Posted 14 January, 2018 by Nikki in Reviews / 8 Comments

Cover of Arabella of Mars by David D. LevineArabella of Mars, David D. Levine

Arabella of Mars has that classic adventure romp feel — something a little bit Jules Verne-y, I guess, though what I thought of was Martha Wells’ Emilie & The Hollow World. I was told it’d be a fun read, and it didn’t disappoint: I finished it in one hour and forty minutes, when I should’ve been sleeping. The action ticks along at speed; Arabella is a fun character, if not perhaps unique in as a character in her unique independence for her world, and I especially appreciated the fact that although she’s a female character who dresses up as a guy and then found out, she isn’t sexually assaulted at any point. It’s such a staple of the genre, I was half-expecting it to ruin my fun any minute.
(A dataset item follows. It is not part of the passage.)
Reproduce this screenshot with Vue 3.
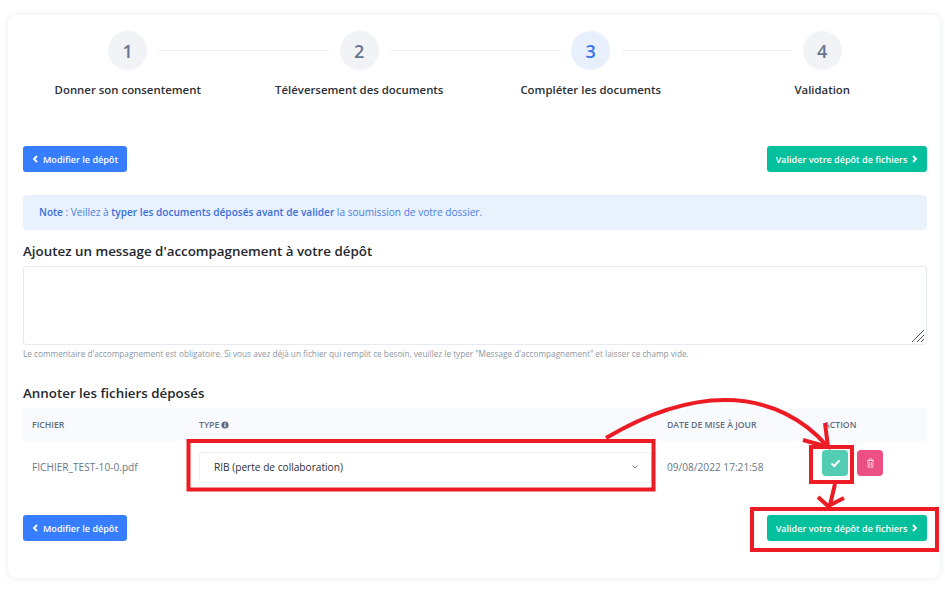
<script setup>
const steps = [
  { num: 1, label: 'Donner son consentement' },
  { num: 2, label: 'Téléversement des documents' },
  { num: 3, label: 'Compléter les documents', active: true },
  { num: 4, label: 'Validation' },
]
</script>

<template>
  <div class="page">
    <div class="card">
      <div class="steps">
        <div v-for="(s, i) in steps" :key="s.num" class="step">
          <div class="step-top">
            <span class="num" :class="{ active: s.active }">{{ s.num }}</span>
            <span v-if="i < 3" class="line"></span>
          </div>
          <div class="step-label">{{ s.label }}</div>
        </div>
      </div>

      <div class="actions first">
        <button class="btn blue">
          <svg width="7" height="8" viewBox="0 0 7 8"><path d="M5 1 2 4l3 3" fill="none" stroke="#fff" stroke-width="1.8"/></svg>
          Modifier le dépôt
        </button>
        <button class="btn green">
          Valider votre dépôt de fichiers
          <svg width="7" height="8" viewBox="0 0 7 8"><path d="M2 1l3 3-3 3" fill="none" stroke="#fff" stroke-width="1.8"/></svg>
        </button>
      </div>

      <div class="note">
        <b>Note</b> : Veillez à <strong>typer les documents déposés avant de valider</strong> la soumission de votre dossier.
      </div>

      <h3 class="title">Ajoutez un message d'accompagnement à votre dépôt</h3>
      <div class="message">
        <svg class="grip" width="14" height="14" viewBox="0 0 14 14"><path d="M1 13 13 1M6 13l7-7M10 13l3-3" fill="none" stroke="#555" stroke-width="1"/></svg>
      </div>
      <p class="help">Le commentaire d'accompagnement est obligatoire. Si vous avez déjà un fichier qui remplit ce besoin, veuillez le typer "Message d'accompagnement" et laisser ce champ vide.</p>

      <h3 class="title second">Annoter les fichiers déposés</h3>
      <div class="table">
        <div class="row head">
          <div>FICHIER</div>
          <div class="type-head">TYPE
            <svg width="8" height="8" viewBox="0 0 8 8"><circle cx="4" cy="4" r="3.6" fill="#5a6a7e"/><rect x="3.4" y="3.4" width="1.2" height="2.6" fill="#fff"/><rect x="3.4" y="1.8" width="1.2" height="1" fill="#fff"/></svg>
          </div>
          <div>DATE DE MISE À JOUR</div>
          <div>ACTION</div>
        </div>
        <div class="row body">
          <div class="file">FICHIER_TEST-10-0.pdf</div>
          <div class="select">
            <span>RIB (perte de collaboration)</span>
            <svg width="8" height="6" viewBox="0 0 8 6"><path d="M1.5 1.5 4 4l2.5-2.5" fill="none" stroke="#7b8794" stroke-width="1"/></svg>
          </div>
          <div class="file">09/08/2022 17:21:58</div>
          <div class="btns">
            <span class="icon-btn ok">
              <svg width="11" height="9" viewBox="0 0 11 9"><path d="M1.5 4.5 4.2 7l5.2-5.6" fill="none" stroke="#fff" stroke-width="2"/></svg>
            </span>
            <span class="icon-btn del">
              <svg width="9" height="10" viewBox="0 0 9 10"><path d="M1 2.5h7M3 2.5V1h3v1.5M1.8 2.5l.4 6.7h4.6l.4-6.7M3.5 4v3.8M5.5 4v3.8" fill="none" stroke="#f7c9d9" stroke-width="1"/></svg>
            </span>
          </div>
        </div>
      </div>

      <div class="actions last">
        <button class="btn blue">
          <svg width="7" height="8" viewBox="0 0 7 8"><path d="M5 1 2 4l3 3" fill="none" stroke="#fff" stroke-width="1.8"/></svg>
          Modifier le dépôt
        </button>
        <button class="btn green">
          Valider votre dépôt de fichiers
          <svg width="7" height="8" viewBox="0 0 7 8"><path d="M2 1l3 3-3 3" fill="none" stroke="#fff" stroke-width="1.8"/></svg>
        </button>
      </div>
    </div>

    <!-- annotations rouges par-dessus la capture -->
    <svg class="marks" width="945" height="590" viewBox="0 0 945 590">
      <g fill="none" stroke="#ed1c24" stroke-width="4">
        <rect x="188.5" y="441" width="465" height="48.5"/>
        <rect x="811" y="447" width="41" height="35"/>
        <rect x="752" y="509" width="185" height="41"/>
        <path d="M606 438C650 412 690 400 725 400C770 400 805 420 828 447"/>
        <path d="M825 423 828 447 803 440"/>
        <path d="M835 484 830 505"/>
        <path d="M818 497 828 506 844 498"/>
      </g>
    </svg>
  </div>
</template>

<style scoped>
.page {
  position: relative;
  width: 945px;
  height: 590px;
  padding: 15px 5px 0 8px;
  box-sizing: border-box;
  background: #fff;
  font-family: "Open Sans", sans-serif;
  overflow: hidden;
}
.card {
  height: 563px;
  padding: 16px 13px 0 15px;
  box-sizing: border-box;
  border-radius: 8px;
  background: #fff;
  box-shadow: 0 0 6px rgba(40, 60, 90, 0.1);
}
.steps {
  display: grid;
  grid-template-columns: repeat(4, 231.5px);
  margin-left: -11px;
}
.step {
  text-align: center;
}
.step-top {
  position: relative;
  display: flex;
  justify-content: center;
}
.num {
  display: flex;
  align-items: center;
  justify-content: center;
  width: 39px;
  height: 39px;
  border-radius: 50%;
  background: #f1f3f6;
  color: #66758f;
  font-size: 18px;
  font-weight: 600;
}
.num.active {
  background: #e8f0fd;
  color: #3b73e8;
}
.line {
  position: absolute;
  left: 146px;
  width: 171px;
  top: 19px;
  height: 1px;
  background: #eceef1;
}
.step-label {
  margin-top: 11px;
  font-size: 11.4px;
  line-height: 17px;
  font-weight: 600;
  color: #2b2f36;
}
.actions {
  display: flex;
  justify-content: space-between;
}
.actions.first {
  margin-top: 48px;
}
.actions.last {
  margin-top: 22px;
}
.btn {
  display: flex;
  align-items: center;
  justify-content: center;
  gap: 4px;
  height: 26px;
  border: none;
  border-radius: 3px;
  padding: 0;
  color: #fff;
  font-family: inherit;
  font-size: 9.05px;
  font-weight: 600;
}
.blue {
  width: 104px;
  background: #377dff;
}
.green {
  width: 160px;
  background: #05c09d;
}
.note {
  margin-top: 23px;
  height: 35px;
  padding-left: 16px;
  line-height: 35px;
  border-radius: 4px;
  background: #e9f1fd;
  color: #4a7fe0;
  font-size: 10.1px;
}
.note b,
.note strong {
  font-weight: 600;
  color: #3b6fd8;
}
.title {
  margin: 12px 0 0;
  color: #23272e;
  font-size: 13.35px;
  font-weight: 600;
  line-height: 19px;
}
.title.second {
  margin-top: 25px;
}
.message {
  position: relative;
  height: 79px;
  margin-top: 5px;
  box-sizing: border-box;
  border: 1px solid #e7eaf0;
  border-radius: 3px;
  background: #fff;
}
.grip {
  position: absolute;
  right: 1px;
  bottom: 1px;
}
.help {
  margin: 3px 0 0;
  color: #8c98a4;
  font-size: 8.22px;
  line-height: 11px;
}
.table {
  margin-top: 5px;
}
.row {
  display: grid;
  grid-template-columns: 167px 468px 157px 1fr;
  padding-left: 9px;
  align-items: center;
}
.head {
  height: 33px;
  background: #f8fafd;
  color: #5f6d80;
  font-size: 8.7px;
  font-weight: 600;
}
.type-head {
  display: flex;
  align-items: center;
  gap: 2px;
}
.body {
  height: 52px;
}
.file {
  color: #677788;
  font-size: 10.15px;
}
.select {
  display: flex;
  align-items: center;
  justify-content: space-between;
  width: 453px;
  height: 31px;
  padding: 0 12px 0 14px;
  box-sizing: border-box;
  border: 1px solid #eceff3;
  border-radius: 3px;
  color: #2b2f36;
  font-size: 10.15px;
}
.btns {
  display: flex;
  align-self: start;
  gap: 9px;
  margin: 9px 0 0 -2px;
}
.icon-btn {
  display: flex;
  align-items: center;
  justify-content: center;
  width: 26px;
  height: 26px;
  border-radius: 4px;
}
.ok {
  background: #52cdb4;
}
.del {
  background: #ec5082;
}
.marks {
  position: absolute;
  top: 0;
  left: 0;
  pointer-events: none;
}
</style>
Instead, Levine goes a less easy route where the crew don’t really accept Arabella, by and large, after she’s discovered — but nobody tries to assault her either. It feels a little unsatisfying, because heck, you know she’s proved herself… but it also feels more real, and gives us that tiny bit of bitterness to help the sweet wish fulfilment go down. (And it is sweet wish fulfilment — Victorianesque society, girl becomes the hero and travels by airship to Mars, finds love along the way.)

It was very much a fun and light read, and I appreciate it a lot for that. If you’re looking for the utterly grim, relentless grind of a fantasy/sci-fi world where everything goes wrong at every turn, this isn’t it — and if that’s all that feels real to you, you might find this unsatisfying.

Me? Well, it felt more like a snack than a full meal, but a little bit of choux pastry makes a nice change.